Given material

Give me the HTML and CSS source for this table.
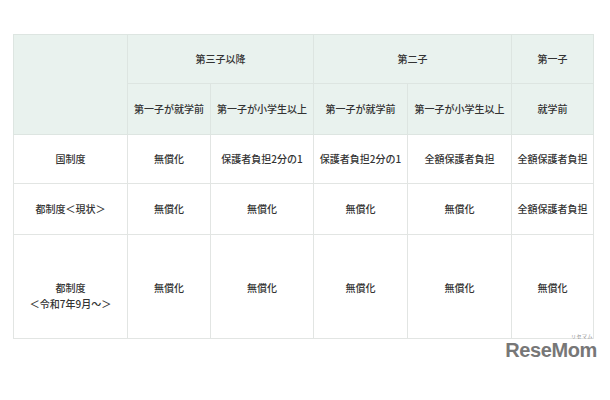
FILE: index.html
```html
<!DOCTYPE html>
<html lang="ja">
<head>
<meta charset="utf-8">
<link rel="stylesheet" href="styles.css">
</head>
<body>
<div class="page">
  <table class="grid">
    <colgroup>
      <col class="c1"><col class="c2"><col class="c3"><col class="c4"><col class="c5"><col class="c6">
    </colgroup>
    <thead>
      <tr class="h1">
        <th rowspan="2"></th>
        <th colspan="2">第三子以降</th>
        <th colspan="2">第二子</th>
        <th>第一子</th>
      </tr>
      <tr class="h2">
        <th>第一子が就学前</th>
        <th>第一子が小学生以上</th>
        <th>第一子が就学前</th>
        <th>第一子が小学生以上</th>
        <th>就学前</th>
      </tr>
    </thead>
    <tbody>
      <tr class="r1">
        <td>国制度</td>
        <td>無償化</td>
        <td>保護者負担2分の1</td>
        <td>保護者負担2分の1</td>
        <td>全額保護者負担</td>
        <td>全額保護者負担</td>
      </tr>
      <tr class="r2">
        <td>都制度＜現状＞</td>
        <td>無償化</td>
        <td>無償化</td>
        <td>無償化</td>
        <td>無償化</td>
        <td>全額保護者負担</td>
      </tr>
      <tr class="r3">
        <td>都制度<br>＜令和7年9月～＞</td>
        <td>無償化</td>
        <td>無償化</td>
        <td>無償化</td>
        <td>無償化</td>
        <td>無償化</td>
      </tr>
    </tbody>
  </table>
  <div class="footer">
    <div class="logo"><span class="kana">リセマム</span><span class="word">ReseMom</span></div>
  </div>
</div>
</body>
</html>
```
FILE: styles.css
```css
html, body {
  margin: 0;
  padding: 0;
  background: #ffffff;
}
body {
  font-family: "Noto Sans CJK JP", "Noto Sans", sans-serif;
  color: #333333;
}
.page {
  width: 610px;
  height: 400px;
  padding: 34px 0 0 13px;
  box-sizing: border-box;
}
.grid {
  border-collapse: collapse;
  table-layout: fixed;
  width: 581px;
  font-size: 10px;
  line-height: 16px;
}
.c1 { width: 114px; }
.c2 { width: 83px; }
.c3 { width: 103px; }
.c4 { width: 94px; }
.c5 { width: 104px; }
.c6 { width: 82px; }
.grid th, .grid td {
  border: 1px solid #e2e5e3;
  text-align: center;
  vertical-align: middle;
  padding: 0;
  font-weight: 500;
  white-space: nowrap;
}
.grid th {
  background: #e9f2ee;
  border-color: #dde5e1;
}
.h1 { height: 49px; }
.h2 { height: 51px; }
.r1 { height: 49px; }
.r2 { height: 51px; }
.r3 { height: 104px; }
.r3 td {
  vertical-align: top;
  padding-top: 45px;
}
.footer {
  width: 584px;
  display: flex;
  justify-content: flex-end;
  margin-top: -6px;
}
.logo {
  display: flex;
  flex-direction: column;
  align-items: flex-end;
  font-family: "Liberation Sans", Arial, sans-serif;
  font-weight: 700;
  color: #777777;
}
.kana {
  font-family: "Noto Sans CJK JP", sans-serif;
  font-size: 5px;
  line-height: 6px;
  letter-spacing: 0.5px;
  font-weight: 400;
  color: #888888;
  margin-right: 4px;
}
.word {
  font-size: 20px;
  line-height: 23px;
  letter-spacing: -0.4px;
}
```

Your instructions
All the material shown above is to be copied exactly, with no pictures carried over.

Task response
Give me the HTML and CSS source for this table.
FILE: index.html
```html
<!DOCTYPE html>
<html lang="ja">
<head>
<meta charset="utf-8">
<link rel="stylesheet" href="styles.css">
</head>
<body>
<div class="page">
  <table class="grid">
    <colgroup>
      <col class="c1"><col class="c2"><col class="c3"><col class="c4"><col class="c5"><col class="c6">
    </colgroup>
    <thead>
      <tr class="h1">
        <th rowspan="2"></th>
        <th colspan="2">第三子以降</th>
        <th colspan="2">第二子</th>
        <th>第一子</th>
      </tr>
      <tr class="h2">
        <th>第一子が就学前</th>
        <th>第一子が小学生以上</th>
        <th>第一子が就学前</th>
        <th>第一子が小学生以上</th>
        <th>就学前</th>
      </tr>
    </thead>
    <tbody>
      <tr class="r1">
        <td>国制度</td>
        <td>無償化</td>
        <td>保護者負担2分の1</td>
        <td>保護者負担2分の1</td>
        <td>全額保護者負担</td>
        <td>全額保護者負担</td>
      </tr>
      <tr class="r2">
        <td>都制度＜現状＞</td>
        <td>無償化</td>
        <td>無償化</td>
        <td>無償化</td>
        <td>無償化</td>
        <td>全額保護者負担</td>
      </tr>
      <tr class="r3">
        <td>都制度<br>＜令和7年9月～＞</td>
        <td>無償化</td>
        <td>無償化</td>
        <td>無償化</td>
        <td>無償化</td>
        <td>無償化</td>
      </tr>
    </tbody>
  </table>
  <div class="footer">
    <div class="logo"><span class="kana">リセマム</span><span class="word">ReseMom</span></div>
  </div>
</div>
</body>
</html>
```
FILE: styles.css
```css
html, body {
  margin: 0;
  padding: 0;
  background: #ffffff;
}
body {
  font-family: "Noto Sans CJK JP", "Noto Sans", sans-serif;
  color: #333333;
}
.page {
  width: 610px;
  height: 400px;
  padding: 34px 0 0 13px;
  box-sizing: border-box;
}
.grid {
  border-collapse: collapse;
  table-layout: fixed;
  width: 581px;
  font-size: 10px;
  line-height: 16px;
}
.c1 { width: 114px; }
.c2 { width: 83px; }
.c3 { width: 103px; }
.c4 { width: 94px; }
.c5 { width: 104px; }
.c6 { width: 82px; }
.grid th, .grid td {
  border: 1px solid #e2e5e3;
  text-align: center;
  vertical-align: middle;
  padding: 0;
  font-weight: 500;
  white-space: nowrap;
}
.grid th {
  background: #e9f2ee;
  border-color: #dde5e1;
}
.h1 { height: 49px; }
.h2 { height: 51px; }
.r1 { height: 49px; }
.r2 { height: 51px; }
.r3 { height: 104px; }
.r3 td {
  vertical-align: top;
  padding-top: 45px;
}
.footer {
  width: 584px;
  display: flex;
  justify-content: flex-end;
  margin-top: -6px;
}
.logo {
  display: flex;
  flex-direction: column;
  align-items: flex-end;
  font-family: "Liberation Sans", Arial, sans-serif;
  font-weight: 700;
  color: #777777;
}
.kana {
  font-family: "Noto Sans CJK JP", sans-serif;
  font-size: 5px;
  line-height: 6px;
  letter-spacing: 0.5px;
  font-weight: 400;
  color: #888888;
  margin-right: 4px;
}
.word {
  font-size: 20px;
  line-height: 23px;
  letter-spacing: -0.4px;
}
```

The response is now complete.